Thinking this morning about strange borders, led there by a typically weird geepaw route.
If u didn’t know, coaches sit around all the time and bitch about their clients. This is perfectly ordinary and maps onto all jobs I think. Such behavior is "good thing, but". It’s important to do and it’s risky as hell. Bitching about clients brings a mixed lot of positive benefit and negative ill.
Co-bitching is bonding, for instance. A way for us share, a kind of breaking bread together. Co-bitching is relieving, too. It’s of great benefit to just get it out. Especially cuz, in-group, it doesn’t need to be sugared.
And yet it’s very risky. Co-bitching slides effortlessly into a kind of hardening-of-view. Co-bitching can lock in some of our most negative viewpoints of other people. In so doing, it tends to un-people-ize its victims.
No student of history can sit comfortably with dehumanization.
And in particular, co-bitching can lead us to a place of no longer wondering why the people we’re bitching at do the things they do.
My coaching practice is primarily at the bottom 3 layers of an organization’s hierarchy. I work for the most part with geeks & their direct collaborators, and I work with their bosses & grandbosses. And in VBCA’s, that’s quite low indeed. There are stacks of managers atop those first couple of levels.
Many of my coaching friends are in the same broad group. This means we bitch together quite a lot. 🙂 when we do that, when one does any "good thing but" behavior, the results can go in either direction, positive or negative.
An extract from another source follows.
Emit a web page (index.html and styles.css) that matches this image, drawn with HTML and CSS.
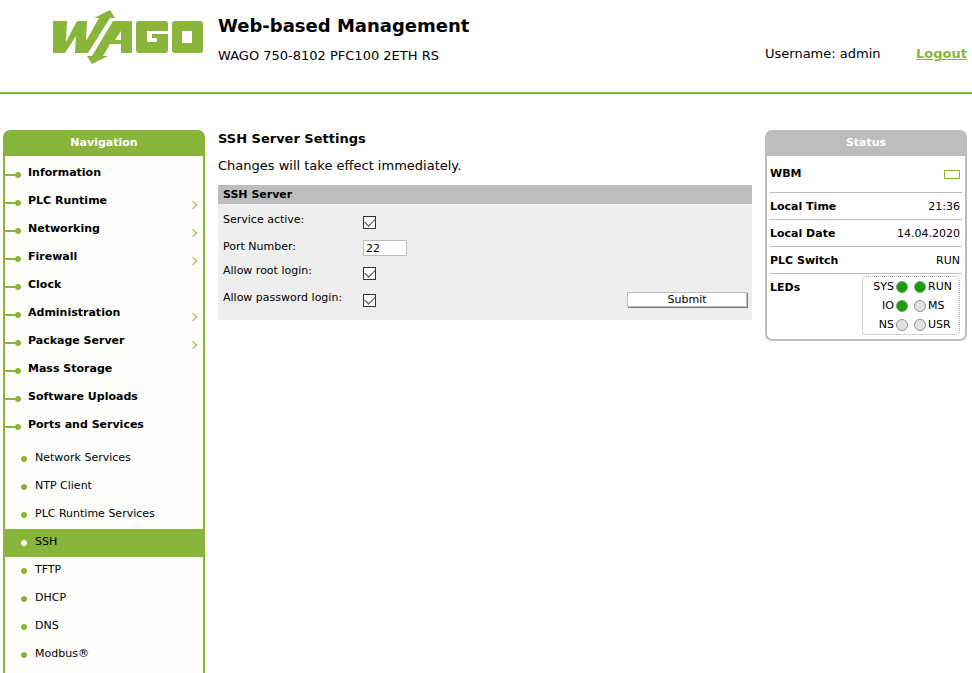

Here’s a picture. it’s an argand map of a standard newtonian root calculation of a non-linear equation. W/o doing too much math, the picture can be interpreted as showing us where a "good thing but" behavior can wind up. Wherever we start on that map, the color is showing us where we’ll wind up when the process is over.
In the picture, there are 4 possible endpoints, the four "pools" of solid color. In this bitching case i’m just thinking of two: the good and the bad. Go with me a little further, tho.
Do u see that crazy intricate border in between the pools?
That border is a scale-similar fractal border. It is what I started by calling a "strange border". Every point on that border has a color, the pool it will fall into. Green points go to the green pool, red to the red pool, and so on. Remarkable property: every point on that border is itself bordered by a point (at the same precision) that goes to all of the other pools.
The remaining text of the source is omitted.